Topic Tagging for Images and Videos
Topic tagging is similar to other multi-class hierarchical labeling tasks where a taxonomy of topic tags is defined and provided to Dataloop in JSON format. Annotators use fast classification to provide desired tags for an image from the dropdown list.
The major challenge is the large size of ontology. It is not only time-consuming but also infeasible to search among all the tags for an image. Dataloop provides a very robust search tool to search among the large topic tags at different levels which makes the process very efficient and effective.
Great Customer Support
Dataloop’s team provides great customer support on the issues, bug fixes, and new feature requests. Linkedin’s annotation team’s experience working with Dataloop has been great. The Dataloop team is proactive in fixing bugs, suggesting new improvements, and helping with training sessions to improve the productivity and efficiency of labeling.

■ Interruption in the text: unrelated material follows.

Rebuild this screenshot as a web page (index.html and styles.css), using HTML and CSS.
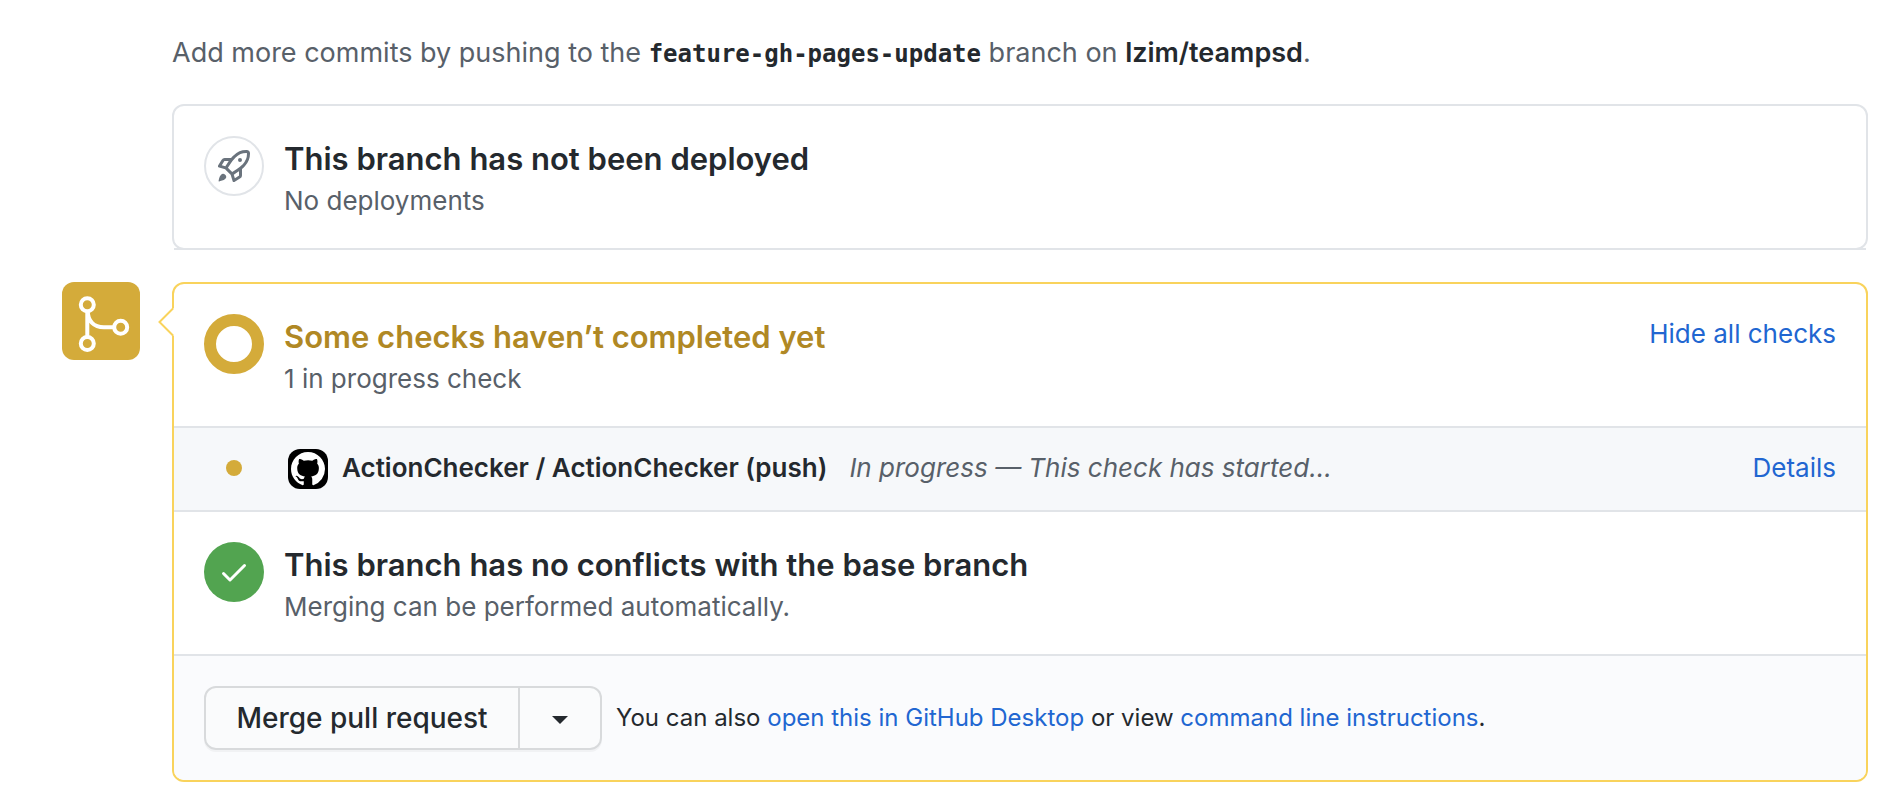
FILE: index.html
```html
<!DOCTYPE html>
<html lang="en">
<head>
<meta charset="utf-8">
<title>Merge pull request</title>
<link rel="stylesheet" href="styles.css">
</head>
<body>
<main class="page">
  <p class="push-hint">Add more commits by pushing to the <strong class="branch-name">feature-gh-pages-update</strong> branch on <strong class="repo-name">lzim/teampsd</strong>.</p>

  <section class="box deploy-box">
    <div class="item deploy-item">
      <span class="status status-deploy">
        <svg class="glyph" viewBox="0 0 16 16" aria-hidden="true"><path fill-rule="evenodd" d="M14.064 0a8.75 8.75 0 00-6.187 2.563l-.459.458c-.314.314-.616.641-.904.979H3.31a1.75 1.75 0 00-1.49.833L.11 7.607a.75.75 0 00.418 1.11l3.102.954c.037.051.079.1.124.145l2.429 2.428c.046.046.094.088.145.125l.954 3.102a.75.75 0 001.11.418l2.774-1.707a1.75 1.75 0 00.833-1.49V9.485c.338-.288.665-.59.979-.904l.458-.459A8.75 8.75 0 0016 1.936V1.75A1.75 1.75 0 0014.25 0h-.186zM10.5 10.625c-.088.06-.177.118-.266.175l-2.35 1.521.548 1.783 1.949-1.2a.25.25 0 00.119-.213v-2.066zM3.678 8.116L5.2 5.766c.058-.09.117-.178.176-.266H3.309a.25.25 0 00-.213.119l-1.2 1.95 1.782.547zm5.26-4.493A7.25 7.25 0 0114.063 1.5h.186a.25.25 0 01.25.25v.186a7.25 7.25 0 01-2.123 5.127l-.459.458a15.21 15.21 0 01-2.499 2.02l-2.317 1.5-2.143-2.143 1.5-2.317a15.25 15.25 0 012.02-2.5l.458-.458h.002zM12 5a1 1 0 11-2 0 1 1 0 012 0zm-8.44 9.56a1.5 1.5 0 10-2.12-2.12c-.734.73-1.047 2.332-1.15 3.003a.23.23 0 00.265.265c.671-.103 2.273-.416 3.005-1.148z"/></svg>
      </span>
      <div class="item-text">
        <h2 class="item-title">This branch has not been deployed</h2>
        <p class="item-note">No deployments</p>
      </div>
    </div>
  </section>

  <div class="merge-row">
    <span class="merge-badge">
      <svg class="merge-glyph" viewBox="0 0 56 62" aria-hidden="true"><g fill="none" stroke="#fff" stroke-width="4"><circle cx="13.3" cy="13.7" r="6.5"/><circle cx="13.3" cy="52.5" r="6.5"/><circle cx="46.7" cy="36.3" r="6.5"/><path d="M13.3 20v26M13.8 20c0 10 6 16.300 16 16.300h10.500"/></g></svg>
    </span>
    <section class="box merge-box">
      <svg class="pointer" viewBox="0 0 16 30" aria-hidden="true"><path class="pointer-fill" d="M16 1L2 15l14 14z"/><path class="pointer-line" d="M15 1.500L1.500 15 15 28.500"/></svg>
      <div class="item">
        <span class="status status-pending"></span>
        <div class="item-text">
          <h2 class="item-title pending">Some checks haven’t completed yet</h2>
          <p class="item-note">1 in progress check</p>
        </div>
        <a class="link" href="#checks">Hide all checks</a>
      </div>
      <div class="check" id="checks">
        <span class="dot"></span>
        <span class="avatar">
          <svg class="avatar-glyph" viewBox="0 0 16 16" aria-hidden="true"><path d="M8 0C3.580 0 0 3.580 0 8c0 3.540 2.290 6.530 5.470 7.590.4.070.55-.17.55-.38 0-.19-.01-.82-.01-1.490-2.010.37-2.530-.49-2.690-.94-.09-.23-.48-.94-.82-1.130-.28-.15-.68-.52-.01-.53.63-.01 1.080.58 1.230.82.72 1.210 1.870.87 2.330.66.07-.52.28-.87.51-1.070-1.780-.2-3.640-.89-3.640-3.950 0-.87.31-1.590.82-2.150-.08-.2-.36-1.020.08-2.120 0 0 .67-.21 2.200.82.64-.18 1.320-.27 2-.27s1.360.09 2 .27c1.530-1.040 2.200-.82 2.200-.82.44 1.100.16 1.920.08 2.120.51.56.82 1.270.82 2.150 0 3.070-1.870 3.750-3.650 3.950.29.25.54.73.54 1.480 0 1.070-.01 1.930-.01 2.200 0 .21.15.46.55.38A8.013 8.013 0 0016 8c0-4.420-3.580-8-8-8z"/></svg>
        </span>
        <strong class="check-name">ActionChecker / ActionChecker (push)</strong>
        <em class="check-state">In progress — This check has started...</em>
        <a class="link check-link" href="#details">Details</a>
      </div>
      <div class="item">
        <span class="status status-ok">
          <svg class="glyph" viewBox="0 0 16 16" aria-hidden="true"><path d="M13.780 4.220a.75.75 0 010 1.060l-7.250 7.250a.75.75 0 01-1.060 0L2.220 9.280a.75.75 0 011.060-1.060L6 10.940l6.720-6.720a.75.75 0 011.060 0z"/></svg>
        </span>
        <div class="item-text">
          <h2 class="item-title">This branch has no conflicts with the base branch</h2>
          <p class="item-note">Merging can be performed automatically.</p>
        </div>
      </div>
      <div class="actions">
        <div class="button-group">
          <button class="btn btn-main" type="button">Merge pull request</button>
          <button class="btn btn-caret" type="button" aria-label="Select merge method"><span class="caret"></span></button>
        </div>
        <p class="alt">You can also <a class="alt-link" href="#desktop">open this in GitHub Desktop</a> or view <a class="alt-link" href="#cli">command line instructions</a>.</p>
      </div>
    </section>
  </div>
</main>
</body>
</html>
```
FILE: styles.css
```css
* { box-sizing: border-box; }

body {
  margin: 0;
  background: #fff;
  color: #24292e;
  font-family: Inter, "Liberation Sans", sans-serif;
  font-size: 26px;
  line-height: 40px;
}

h2, p { margin: 0; }
a { color: #2166d1; text-decoration: none; }

.page { padding: 33px 36px 14px 62px; }

.push-hint {
  margin: 0 0 30px 110px;
  font-size: 27px;
  color: #586069;
}
.branch-name {
  font-family: "DejaVu Sans Mono", monospace;
  font-size: 24px;
  color: #24292e;
}
.repo-name { font-weight: 600; color: #24292e; }

.box { border: 2px solid #e1e4e8; border-radius: 12px; }
.deploy-box { margin: 0 0 32px 110px; }
.deploy-item { margin-bottom: -2px; }

.item {
  display: flex;
  gap: 20px;
  padding: 30px;
  border-bottom: 2px solid #e1e4e8;
}
.item-text { flex: 1; height: 82px; padding-top: 2px; }
.item-title { font-size: 31px; font-weight: 600; line-height: 42px; }
.item-note { color: #586069; line-height: 42px; }
.pending { color: #b08824; }

.status {
  display: flex;
  flex: none;
  align-items: center;
  justify-content: center;
  width: 60px;
  height: 60px;
  border-radius: 50%;
}
.status-deploy { border: 2px solid #e1e4e8; fill: #6a737d; }
.status-pending { border: 12px solid #d4ab3a; }
.status-ok { background: #52a450; fill: #fff; }
.glyph { width: 32px; height: 32px; }

.merge-row { display: flex; gap: 32px; }
.merge-badge {
  flex: none;
  width: 78px;
  height: 78px;
  padding: 9px 12px;
  border-radius: 12px;
  background: #d4ab3a;
}
.merge-glyph { display: block; width: 56px; height: 62px; }
.merge-box { position: relative; flex: 1; border-color: #f9d35c; }

.pointer {
  position: absolute;
  top: 23px;
  left: -16px;
  width: 16px;
  height: 30px;
}
.pointer-fill { fill: #fff; }
.pointer-line { fill: none; stroke: #f9d35c; stroke-width: 2; }

.check {
  display: flex;
  align-items: center;
  height: 84px;
  padding: 0 30px 2px 52px;
  border-bottom: 2px solid #e1e4e8;
  background: #f6f8fa;
}
.dot { width: 16px; height: 16px; border-radius: 50%; background: #d4ab3a; }
.avatar {
  display: flex;
  align-items: center;
  justify-content: center;
  width: 40px;
  height: 40px;
  margin: 2px 14px 0 46px;
  border-radius: 12px;
  background: #000;
}
.avatar-glyph { width: 34px; height: 34px; fill: #fff; }
.check-name { font-weight: 600; }
.check-state { margin-left: 22px; color: #586069; }
.check-link { margin-left: auto; }

.actions {
  display: flex;
  align-items: center;
  gap: 14px;
  padding: 30px;
  border-radius: 0 0 10px 10px;
  background: #fafbfd;
}
.button-group {
  display: flex;
  border-radius: 12px;
  box-shadow: 0 2px 0 rgba(27, 31, 35, 0.04);
}
.btn {
  height: 64px;
  border: 2px solid #d8dadc;
  background: #fafbfc;
  color: #24292e;
  font: 500 28px/40px Inter, "Liberation Sans", sans-serif;
}
.btn-main { width: 316px; padding: 0; border-radius: 12px 0 0 12px; }
.btn-caret {
  display: flex;
  align-items: center;
  justify-content: center;
  width: 82px;
  border-left: 0;
  border-radius: 0 12px 12px 0;
}
.caret {
  margin-top: 4px;
  border: 8px solid transparent;
  border-top-color: #24292e;
  border-bottom: 0;
}
.alt { font-size: 24px; }
```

AI techniques have proven to be well suited to our rapidly growing data, by assisting and processing this data in order to identify patterns. LinkedIn team building can use AI to automatically filter out any potentially harmful data that could save an organization from intentional or accidental harm. In addition, the need to moderate data in as close to real-time as possible keeps in line with users expecting their content to be available as soon as they post it, this way viewers can see content in real-time without being exposed to any harmful or inappropriate content.